Thanks for this... very helpful.

best,
Simon


On 05/02/14 12:56, Greg Dropkin wrote:
> thanks Simon
>
> also, it appears at least with ML that the default scale estimate with
> quasipoisson (i.e. using dev) is the scale which minimises the ML value of
> the fitted model. So it is the "best" model but doesn't actually give the
> correct mean-variance relation. Is that right?
>
> thanks again
>
> Greg
>
>> Greg,
>>
>> The deviance being chi^2 distributed on the residual degrees of freedom
>> works in some cases (mostly where the response itself can be reasonably
>> approximated as Gaussian), but rather poorly in others (noteably low
>> count data). This is what you are seeing in your simulations - in the
>> first case the Poisson mean is relatively high - so the  normal
>> approximation to the Poisson is not too bad and the deviance is approx.
>> chi.sq on residual df. In the second case the Poisson mean is low, there
>> are lots of zeroes, and the approximation breaks down. So yes, the
>> Pearson estimator is probably a better bet in the latter case.
>>
>> best,
>> Simom
>>
>> ps.
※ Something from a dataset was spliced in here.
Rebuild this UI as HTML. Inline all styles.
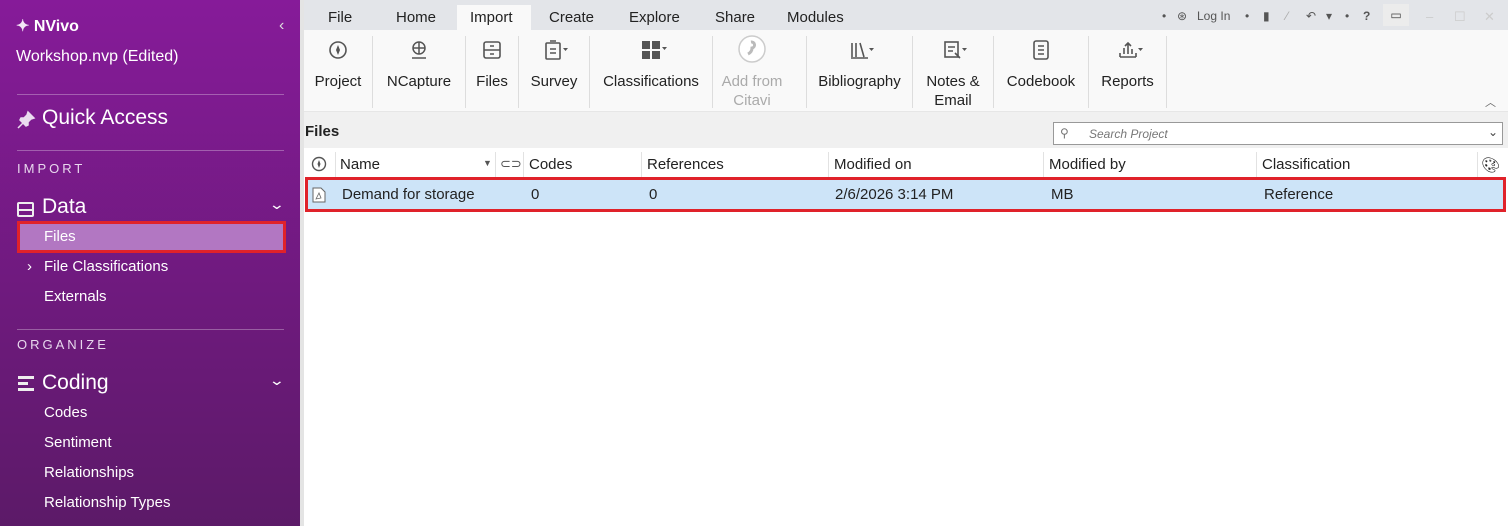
<!DOCTYPE html>
<html><head><meta charset="utf-8"><style>
*{box-sizing:border-box;margin:0;padding:0}
body{width:1508px;height:526px;overflow:hidden;font-family:"Liberation Sans",sans-serif;background:#fff;position:relative}
.sb{position:absolute;left:0;top:0;width:300px;height:526px;background:linear-gradient(#861b99,#5c1a68);color:#fff}
.sb div{position:absolute;white-space:nowrap}
.hr{left:17px;width:267px;height:1px;background:rgba(255,255,255,.3)}
.cap{left:17px;font-size:13px;letter-spacing:3px;color:#e8d8ee}
.it{left:44px;font-size:15px}
.strip{position:absolute;left:300px;top:0;width:4px;height:526px;background:#e4e4e4}
.tabs{position:absolute;left:304px;top:0;right:0;height:30px;background:#e3e5e9;font-size:15px;color:#222}
.tabs span{position:absolute;top:9px}
.tabs b{position:absolute;top:9px;font-weight:normal;font-size:12px;color:#555}
.rib{position:absolute;left:304px;top:30px;right:0;height:82px;background:#f9f9f9;border-bottom:1px solid #e6e6e6}
.btn{position:absolute;top:0;height:80px;text-align:center;font-size:15px;color:#222;line-height:19px}
.btn .l{position:absolute;left:0;right:0;top:42px}
.btn svg{position:absolute;top:10px;left:50%;margin-left:-10px}
.sep{position:absolute;top:6px;width:1px;height:72px;background:#ddd}
.gap{position:absolute;left:304px;top:112px;right:0;height:36px;background:#f0f0f0}
.th{position:absolute;left:304px;top:148px;right:0;height:30px;background:#fff;font-size:15px;color:#222}
.th span{position:absolute;top:8px}
.th i{position:absolute;top:4px;width:1px;height:26px;background:#e2e2e2}
.row{position:absolute;left:305px;top:177px;width:1201px;height:35px;background:#cde4f8;border:3px solid #e0222a;font-size:15px;color:#222}
.row span{position:absolute;top:6px}
</style></head><body>
<div class="sb">
 <div style="left:16px;top:16px;font-size:16px;font-weight:bold"><span style="color:#f3e6f6">✦</span> NVivo</div>
 <div style="left:279px;top:17px;font-size:16px;color:#ddd">‹</div>
 <div style="left:16px;top:48px;font-size:16px">Workshop.nvp (Edited)</div>
 <div class="hr" style="top:94px"></div>
 <svg width="20" height="20" style="position:absolute;left:16px;top:110px"><path d="M12 2l6 6-3 1-3 3 0 3-2 1-6-6 1-2 3 0 3-3z M7 13l-5 5" fill="#eadcef" stroke="#eadcef" stroke-width="1.5"/></svg>
 <div style="left:42px;top:106px;font-size:21px">Quick Access</div>
 <div class="hr" style="top:150px"></div>
 <div class="cap" style="top:161px">IMPORT</div>
 <div style="left:17px;top:202px;width:17px;height:15px;border:2px solid #eee;border-radius:2px"></div>
 <div style="left:17px;top:209px;width:17px;height:2px;background:#eee"></div>
 <div style="left:42px;top:195px;font-size:21px">Data</div>
 <div style="left:271px;top:196px;font-size:14px;transform:scaleX(1.4)">⌄</div>
 <div style="left:17px;top:221px;width:269px;height:32px;border:3px solid #e0222a;background:#b277c2"></div>
 <div class="it" style="top:228px">Files</div>
 <div style="left:27px;top:258px;font-size:15px">›</div>
 <div class="it" style="top:258px">File Classifications</div>
 <div class="it" style="top:288px">Externals</div>
 <div class="hr" style="top:329px"></div>
 <div class="cap" style="top:337px">ORGANIZE</div>
 <div style="left:18px;top:376px;width:16px;height:3px;background:#eee"></div>
 <div style="left:18px;top:382px;width:10px;height:3px;background:#eee"></div>
 <div style="left:18px;top:388px;width:16px;height:3px;background:#eee"></div>
 <div style="left:42px;top:371px;font-size:21px">Coding</div>
 <div style="left:271px;top:372px;font-size:14px;transform:scaleX(1.4)">⌄</div>
 <div class="it" style="top:404px">Codes</div>
 <div class="it" style="top:434px">Sentiment</div>
 <div class="it" style="top:464px">Relationships</div>
 <div class="it" style="top:494px">Relationship Types</div>
</div>
<div class="strip"></div>
<div class="tabs">
 <span style="left:24px">File</span><span style="left:92px">Home</span>
 <div style="position:absolute;left:153px;top:5px;width:74px;height:25px;background:#f9f9f9"></div>
 <span style="left:166px">Import</span><span style="left:245px">Create</span><span style="left:325px">Explore</span><span style="left:411px">Share</span><span style="left:483px">Modules</span>
 <b style="left:858px">•</b><b style="left:873px">⊛</b><b style="left:893px">Log In</b><b style="left:941px">•</b><b style="left:959px">▮</b><b style="left:982px;color:#aaa">⁄</b><b style="left:1002px">↶</b><b style="left:1022px">▾</b><b style="left:1041px">•</b><b style="left:1059px;font-weight:bold">?</b>
 <div style="position:absolute;left:1079px;top:4px;width:26px;height:22px;background:#ececec;font-size:12px;text-align:center;line-height:22px;color:#444">▭</div>
 <span style="left:1122px;color:#ccc;font-size:13px">–</span><span style="left:1150px;color:#ccc;font-size:13px">☐</span><span style="left:1180px;color:#ccc;font-size:13px">✕</span>
</div>
<div class="rib">
 <div class="btn" style="left:0;width:68px"><svg width="20" height="20"><circle cx="10" cy="10" r="8" fill="none" stroke="#555" stroke-width="1.6"/><path d="M10 5l2 5-2 5-2-5z" fill="#555"/></svg><div class="l">Project</div></div>
 <div class="sep" style="left:68px"></div>
 <div class="btn" style="left:69px;width:92px"><svg width="20" height="20"><circle cx="10" cy="8" r="6" fill="none" stroke="#555" stroke-width="1.5"/><path d="M4 8h12M10 2v12M3 18h14" stroke="#555" stroke-width="1.5"/></svg><div class="l">NCapture</div></div>
 <div class="sep" style="left:161px"></div>
 <div class="btn" style="left:162px;width:52px"><svg width="20" height="20"><rect x="2" y="2" width="16" height="16" rx="2" fill="none" stroke="#555" stroke-width="1.6"/><path d="M2 10h16M8 6h4M8 14h4" stroke="#555" stroke-width="1.6"/></svg><div class="l">Files</div></div>
 <div class="sep" style="left:214px"></div>
 <div class="btn" style="left:215px;width:70px"><svg width="26" height="20"><rect x="2" y="3" width="14" height="16" rx="1" fill="none" stroke="#555" stroke-width="1.6"/><path d="M6 9h6M6 13h6M6 1h6" stroke="#555" stroke-width="1.6"/><path d="M19 8h5l-2.5 3z" fill="#555"/></svg><div class="l">Survey</div></div>
 <div class="sep" style="left:285px"></div>
 <div class="btn" style="left:286px;width:122px"><svg width="26" height="20"><rect x="1" y="1" width="8" height="8" fill="#555"/><rect x="11" y="1" width="8" height="8" fill="#555"/><rect x="1" y="11" width="8" height="8" fill="#555"/><rect x="11" y="11" width="8" height="8" fill="#555"/><path d="M21 7h5l-2.5 3z" fill="#555"/></svg><div class="l">Classifications</div></div>
 <div class="sep" style="left:408px"></div>
 <div class="btn" style="left:409px;width:78px;color:#aaa"><svg width="30" height="30" style="top:4px;margin-left:-15px"><circle cx="15" cy="15" r="13" fill="#fff" stroke="#ccc" stroke-width="1.5"/><path d="M14 8a3 3 0 1 1 1 6c0 3-2 5-4 6" stroke="#bbb" stroke-width="3" fill="none"/></svg><div class="l">Add from<br>Citavi</div></div>
 <div class="sep" style="left:502px"></div>
 <div class="btn" style="left:503px;width:105px"><svg width="26" height="20"><path d="M2 3v14M6 3v14M10 3l4 14M1 18h17" stroke="#555" stroke-width="1.6" fill="none"/><path d="M19 8h5l-2.5 3z" fill="#555"/></svg><div class="l">Bibliography</div></div>
 <div class="sep" style="left:608px"></div>
 <div class="btn" style="left:609px;width:80px"><svg width="26" height="20"><rect x="2" y="2" width="13" height="15" fill="none" stroke="#555" stroke-width="1.6"/><path d="M5 7h7M5 11h5M12 13l5 5" stroke="#555" stroke-width="1.6"/><path d="M19 8h5l-2.5 3z" fill="#555"/></svg><div class="l">Notes &amp;<br>Email</div></div>
 <div class="sep" style="left:689px"></div>
 <div class="btn" style="left:690px;width:94px"><svg width="20" height="20"><rect x="3" y="1" width="14" height="18" rx="2" fill="none" stroke="#555" stroke-width="1.6"/><path d="M7 6h6M7 10h6M7 14h6" stroke="#555" stroke-width="1.6"/></svg><div class="l">Codebook</div></div>
 <div class="sep" style="left:784px"></div>
 <div class="btn" style="left:785px;width:77px"><svg width="26" height="20"><path d="M2 17h16M2 13v4M18 13v4M6 14V8M10 14V3M14 14V9M7 6l3-3 3 3" stroke="#555" stroke-width="1.6" fill="none"/><path d="M20 8h5l-2.5 3z" fill="#555"/></svg><div class="l">Reports</div></div>
 <div class="sep" style="left:862px"></div>
 <div style="position:absolute;right:12px;top:64px;font-size:11px;color:#666">︿</div>
</div>
<div class="gap">
 <div style="position:absolute;left:1px;top:11px;font-size:15px;font-weight:bold;color:#222">Files</div>
 <div style="position:absolute;left:749px;top:10px;width:450px;height:23px;background:#fff;border:1px solid #999;font-size:12px;color:#777">
  <span style="position:absolute;left:6px;top:3px">⚲</span><span style="position:absolute;left:35px;top:4px;font-style:italic">Search Project</span><span style="position:absolute;right:4px;top:2px;color:#444">⌄</span></div>
</div>
<div class="th">
 <svg width="16" height="16" style="position:absolute;left:7px;top:8px"><circle cx="8" cy="8" r="6.5" fill="none" stroke="#555" stroke-width="1.4"/><path d="M8 4l1.5 4L8 12 6.5 8z" fill="#555"/></svg>
 <i style="left:31px"></i><span style="left:36px">Name</span><span style="left:179px;font-size:9px;top:10px;color:#555">▼</span>
 <i style="left:191px"></i><span style="left:196px;font-size:13px;color:#555">⊂⊃</span>
 <i style="left:219px"></i><span style="left:225px">Codes</span>
 <i style="left:337px"></i><span style="left:343px">References</span>
 <i style="left:524px"></i><span style="left:530px">Modified on</span>
 <i style="left:739px"></i><span style="left:745px">Modified by</span>
 <i style="left:952px"></i><span style="left:958px">Classification</span>
 <i style="left:1173px"></i><span style="left:1177px;font-size:15px">🎨︎</span>
</div>
<div class="row">
 <svg width="14" height="16" style="position:absolute;left:4px;top:7px"><path d="M1 1h8l4 4v10H1z" fill="#fff" stroke="#666"/><path d="M4 12l3-6 2 5z" fill="none" stroke="#666" stroke-width=".8"/></svg>
 <span style="left:34px">Demand for storage</span><span style="left:223px">0</span><span style="left:341px">0</span><span style="left:527px">2/6/2026 3:14 PM</span><span style="left:743px">MB</span><span style="left:956px">Reference</span>
</div>
</body></html>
Note that the chi squared approximation for the *difference* in
>> deviance between two nested models does not suffer from this problem.
>>
>>
>> On 04/02/14 09:25, Greg Dropkin wrote:
>>> mgcv: distribution of dev
>>>
>>> hi
>>>
>>> I can't tell if this is a simple error.
>>> I'm puzzled by the distribution of dev when fitting a gam to Poisson
>>> generated data.
>>> I expected dev to be approximately chi-squared on residual d.f., i.e.
>>> about 1000 in each case below.
>>> In particular, the low values in the 3rd and 4th versions would suggest
>>> scale < 1, yet the data is Poisson generated.
>>> The problem isn't caused by insufficient k values in the smoother.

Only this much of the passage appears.